◆ **DIRECTIONS FOR THIS TASK**: Please, without the pictures, retype exactly the lines from the start of the material through the line that holds "import React from 'react';".

#### DATA PROVIDED ####

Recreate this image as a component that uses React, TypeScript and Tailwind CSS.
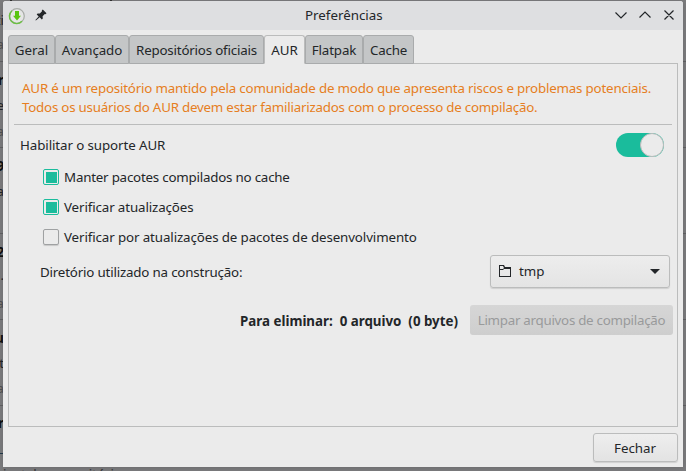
import React from 'react';

const tabs = [
  { label: 'Geral', width: 'w-[47px]', spacing: '' },
  { label: 'Avançado', width: 'w-[74px]', spacing: 'tracking-[-0.1px]' },
  { label: 'Repositórios oficiais', width: 'w-[135px]', spacing: 'tracking-[-0.19px]' },
  { label: 'AUR', width: 'w-[41px]', spacing: '', active: true },
  { label: 'Flatpak', width: 'w-[58px]', spacing: 'tracking-[-0.12px]' },
  { label: 'Cache', width: 'w-[51px]', spacing: 'tracking-[-0.25px]' },
];

const options = [
  { label: 'Manter pacotes compilados no cache', checked: true, spacing: 'tracking-[-0.21px]' },
  { label: 'Verificar atualizações', checked: true, spacing: 'tracking-[-0.12px]' },
  { label: 'Verificar por atualizações de pacotes de desenvolvimento', checked: false, spacing: 'tracking-[-0.11px]' },
];

/* Slivers of the package list that stay visible behind the dialog. */
const fragments = [
  { text: 'ti', style: 'top-[10px] text-[#242629]' },
  { text: 'a', style: 'top-[34px] text-[#505153]' },
  { text: 'r', style: 'top-[70px] font-bold text-[#111]' },
  { text: 'e', style: 'top-[95px] text-[#242629]' },
  { text: 'a', style: 'top-[121px] text-[#505153]' },
  { text: '9', style: 'top-[156px] font-bold text-[#111]' },
  { text: 'a', style: 'top-[181px] text-[#242629]' },
  { text: '2', style: 'top-[242px] font-bold text-[#111]' },
  { text: '.', style: 'top-[265px] text-[#242629]' },
  { text: 'a', style: 'top-[293px] text-[#505153]' },
  { text: 'u', style: 'top-[328px] font-bold text-[#111]' },
  { text: 't', style: 'top-[353px] text-[#242629]' },
  { text: 'a', style: 'top-[378px] text-[#505153]' },
  { text: 'r', style: 'top-[413px] font-bold text-[#111]' },
  { text: 'L', style: 'top-[439px] text-[#20384a]' },
];

const rules = ['top-[61px]', 'top-[147px]', 'top-[233px]', 'top-[319px]', 'top-[405px]'];

function Backdrop() {
  return (
    <div className="absolute inset-0 overflow-hidden">
      {rules.map((top) => (
        <div key={top} className={`absolute inset-x-0 h-px bg-[#626264] ${top}`} />
      ))}
      {fragments.map((f) => (
        <span key={f.style} className={`absolute right-[682px] leading-5 ${f.style}`}>{f.text}</span>
      ))}
      <span className="absolute left-[3px] top-[464px] leading-5 text-[#343436]">instalar repositório</span>
      <div className="absolute left-[10px] top-0 h-px w-[2px] bg-[#333]" />
      <div className="absolute left-[110px] top-0 h-px w-[2px] bg-[#333]" />
    </div>
  );
}

function TitleBar() {
  return (
    <header className="flex h-[29px] items-center rounded-t-[3px] bg-[#dedfe1]">
      <svg className="ml-[5px] h-[18px] w-[18px]" viewBox="0 0 18 18">
        <circle cx="9" cy="9" r="7.3" fill="#e5e6e5" stroke="#a8aca7" strokeWidth="1.2" />
        <path d="M4 3.7A7.3 7.3 0 1 0 14 14.3" fill="none" stroke="#6bbf43" strokeWidth="1.4" />
        <path d="M7 4h4v4.7h2L9 13.4 5 8.7h2z" fill="#58c510" />
      </svg>
      <svg className="-mt-px ml-[9px] h-[12px] w-[12px]" viewBox="0 0 12 12" fill="#232629">
        <path d="M7.8.5l3.7 3.7-1 1-.7-.1-2.2 2.2.2 2.2-1 .9-2.1-2.1-3.8 3.200-.5-.4 3.300-3.700-2-2 .9-1 2.200.2L7 2.300l-.2-.8z" />
      </svg>
      <h1 className="ml-[258px] w-[80px] whitespace-nowrap text-[#232629]">Preferências</h1>
      <svg className="-mt-px ml-[228px] h-[12px] w-[62px] shrink-0" viewBox="0 0 62 12" fill="none" stroke="#232629" strokeWidth="1.2">
        <path d="M2.500 3.500l5.500 5.500 5.500-5.500M26.500 8.500L32 3l5.500 5.500M51.500 1.500l9 9M60.500 1.500l-9 9" />
      </svg>
    </header>
  );
}

export default function App() {
  return (
    <div className="relative h-[471px] w-[686px] overflow-hidden bg-[#7c7c7e] font-['Noto_Sans',sans-serif] text-[13.333px] text-[#232629]">
      <Backdrop />
      <div className="absolute left-[3px] top-px h-[466px] w-[680px] rounded-t-[3px] bg-[#ebebeb] shadow-[0_1px_6px_rgba(0,0,0,0.15)]">
        <TitleBar />
        <div className="px-[5px] pt-[5px]">
          <nav className="relative -mb-px flex h-[29px]">
            {tabs.map((t) => (
              <div
                key={t.label}
                className={`flex shrink-0 items-center justify-center whitespace-nowrap rounded-t-[3px] border pt-[2px] ${t.width} ${t.spacing} ${
                  t.active ? 'border-[#bbbcbc] border-b-[#ebebeb] bg-[#ebebeb]' : 'border-[#a9abac] bg-[#c4c6c7]'
                }`}
              >
                {t.label}
              </div>
            ))}
          </nav>
          <main className="h-[364px] w-[670px] border border-[#bbbcbc] px-[5px] pt-[15px]">
            <p className="h-[45px] whitespace-nowrap pl-[8px] leading-[19px] text-[#e67e22]">
              <span className="tracking-[-0.185px]">AUR é um repositório mantido pela comunidade de modo que apresenta riscos e problemas potenciais.</span>
              <br />
              <span className="tracking-[-0.22px]">Todos os usuários do AUR devem estar familiarizados com o processo de compilação.</span>
            </p>
            <hr className="border-[#bbbcbc]" />
            <div className="mt-[8px] flex h-[24px] items-center justify-between pl-[6px] pr-[8px]">
              <span className="pt-[2px] tracking-[-0.09px]">Habilitar o suporte AUR</span>
              <div className="flex h-[24px] w-[48px] justify-end rounded-full bg-[#1abc9c]">
                <div className="h-[24px] w-[24px] rounded-full border border-[#bbbcbc] bg-[#ebebeb]" />
              </div>
            </div>
            <div className="mt-[5px]">
              {options.map((o) => (
                <div key={o.label} className="flex h-[30px] items-center pl-[29px]">
                  <span
                    className={`flex h-[16px] w-[16px] items-center justify-center rounded-[2px] border ${
                      o.checked ? 'border-[#1abc9c]' : 'border-[#9fa1a2] shadow-[0_1px_1px_rgba(0,0,0,0.15)]'
                    }`}
                  >
                    {o.checked && <span className="h-[11px] w-[11px] bg-[#1abc9c]" />}
                  </span>
                  <span className={`ml-[5px] whitespace-nowrap pt-[2px] ${o.spacing}`}>{o.label}</span>
                </div>
              ))}
            </div>
            <div className="mt-[2px] flex h-[34px] items-center justify-between pl-[26px] pr-[2px]">
              <span className="pt-[4px] tracking-[-0.18px]">Diretório utilizado na construção:</span>
              <button className="flex h-[33px] w-[180px] items-center rounded-[3px] border border-[#bbbcbc] bg-linear-to-b from-[#ededed] to-[#e4e4e4] pl-[8px] shadow-[0_1px_1px_rgba(0,0,0,0.12)]">
                <svg className="h-[12px] w-[12px]" viewBox="0 0 12 12" fill="#232629">
                  <path d="M0 0h5l1 2h6v10H0zM1 1v3h3l1-1-1-2zM1 5v6h10V4H5L4 5z" fillRule="evenodd" />
                </svg>
                <span className="ml-[8px] pt-[2px]">tmp</span>
                <svg className="ml-auto mr-[9px] h-[5px] w-[10px]" viewBox="0 0 10 6" preserveAspectRatio="none"><path d="M0 0h10L5 6z" fill="#232629" /></svg>
              </button>
            </div>
            <div className="-mr-px mt-[17px] flex h-[30px] items-center justify-end">
              <strong className="whitespace-pre pt-[3px] font-bold">Para eliminar:  0 arquivo  (0 byte)</strong>
              <button className="ml-[12px] h-[30px] w-[203px] whitespace-nowrap rounded-[3px] bg-linear-to-b from-[#d6d6d6] to-[#cecece] pt-[2px] tracking-[-0.27px] text-[#999a9b]">
                Limpar arquivos de compilação
              </button>
            </div>
          </main>
          <footer className="flex justify-end pt-[6px]">
            <button className="h-[29px] w-[85px] rounded-[3px] border border-[#bbbcbc] bg-linear-to-b from-[#eeeeee] to-[#e3e3e3] pr-px pt-[2px] shadow-[0_1px_1px_rgba(0,0,0,0.12)]">Fechar</button>
          </footer>
        </div>
      </div>
    </div>
  );
}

####

◆ **RESPONSE BELOW**:
Recreate this image as a component that uses React, TypeScript and Tailwind CSS.
import React from 'react';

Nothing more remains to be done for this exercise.